**SHORT EXERCISE**:
Select every line containing the word "with" from the material, and copy those lines.
● ● ● ● ●
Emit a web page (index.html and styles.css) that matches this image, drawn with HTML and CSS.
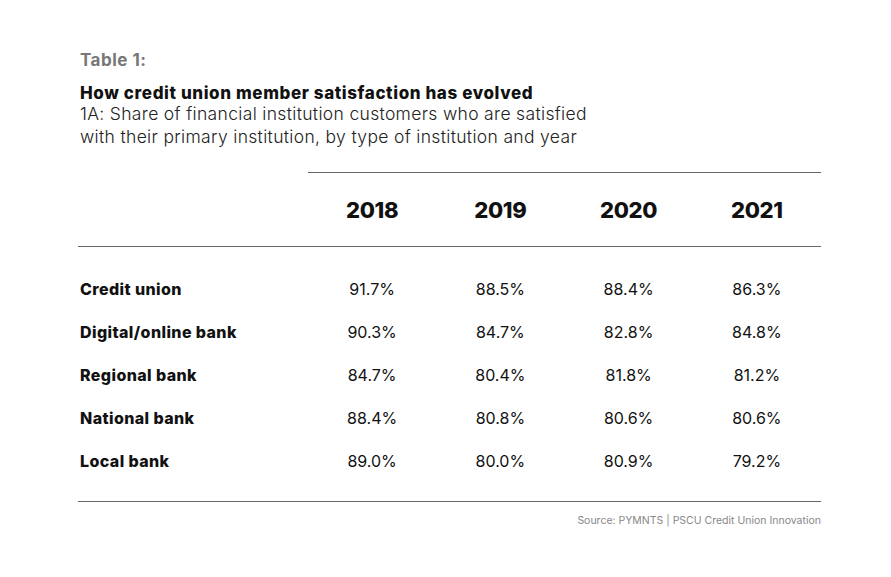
FILE: index.html
```html
<!DOCTYPE html>
<html>
<head>
<meta charset="utf-8">
<link rel="stylesheet" href="styles.css">
</head>
<body>
<div class="page">
  <div class="label">Table 1:</div>
  <div class="title">How credit union member satisfaction has evolved</div>
  <div class="subtitle">1A: Share of financial institution customers who are satisfied<br>with their primary institution, by type of institution and year</div>
  <div class="table">
    <div class="head">
      <div class="spacer"></div>
      <div class="years">
        <div class="year">2018</div>
        <div class="year">2019</div>
        <div class="year">2020</div>
        <div class="year">2021</div>
      </div>
    </div>
    <div class="body">
      <div class="row"><div class="name">Credit union</div><div class="val">91.7%</div><div class="val">88.5%</div><div class="val">88.4%</div><div class="val">86.3%</div></div>
      <div class="row"><div class="name">Digital/online bank</div><div class="val">90.3%</div><div class="val">84.7%</div><div class="val">82.8%</div><div class="val">84.8%</div></div>
      <div class="row"><div class="name">Regional bank</div><div class="val">84.7%</div><div class="val">80.4%</div><div class="val">81.8%</div><div class="val">81.2%</div></div>
      <div class="row"><div class="name">National bank</div><div class="val">88.4%</div><div class="val">80.8%</div><div class="val">80.6%</div><div class="val">80.6%</div></div>
      <div class="row"><div class="name">Local bank</div><div class="val">89.0%</div><div class="val">80.0%</div><div class="val">80.9%</div><div class="val">79.2%</div></div>
    </div>
  </div>
  <div class="source">Source: PYMNTS | PSCU Credit Union Innovation</div>
</div>
</body>
</html>
```
FILE: styles.css
```css
html, body { margin: 0; padding: 0; background: #fff; }
body { font-family: "Inter", "Liberation Sans", sans-serif; color: #111; }
.page { width: 741px; padding: 48px 0 0 80px; }
.label { font-size: 17px; font-weight: 700; color: #777; line-height: 24px; letter-spacing: 0.5px; }
.title { margin-top: 10px; font-size: 17px; font-weight: 800; line-height: 22px; color: #111; letter-spacing: 0.6px; }
.subtitle { margin-top: -2px; font-size: 17.5px; font-weight: 300; line-height: 23px; color: #222; letter-spacing: 0.33px; }
.table { margin-top: 24px; }
.head { display: flex; }
.spacer { width: 228px; }
.years { flex: 1; display: grid; grid-template-columns: repeat(4, 1fr); border-top: 1px solid #666; height: 73px; align-items: center; }
.year { text-align: center; font-size: 22px; font-weight: 800; letter-spacing: -0.3px; }
.body { border-top: 1px solid #666; border-bottom: 1px solid #666; padding: 20px 0 19px 2px; margin-left: -2px; }
.row { display: grid; grid-template-columns: 228px repeat(4, 1fr); height: 43px; align-items: center; }
.name { font-size: 16px; font-weight: 800; letter-spacing: 0.4px; }
.val { text-align: center; font-size: 16px; font-weight: 400; }
.source { text-align: right; font-size: 10.5px; color: #888; margin-top: 12px; }
```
● ● ● ● ●
**TASK ANSWER**:
Emit a web page (index.html and styles.css) that matches this image, drawn with HTML and CSS.
  <div class="subtitle">1A: Share of financial institution customers who are satisfied<br>with their primary institution, by type of institution and year</div>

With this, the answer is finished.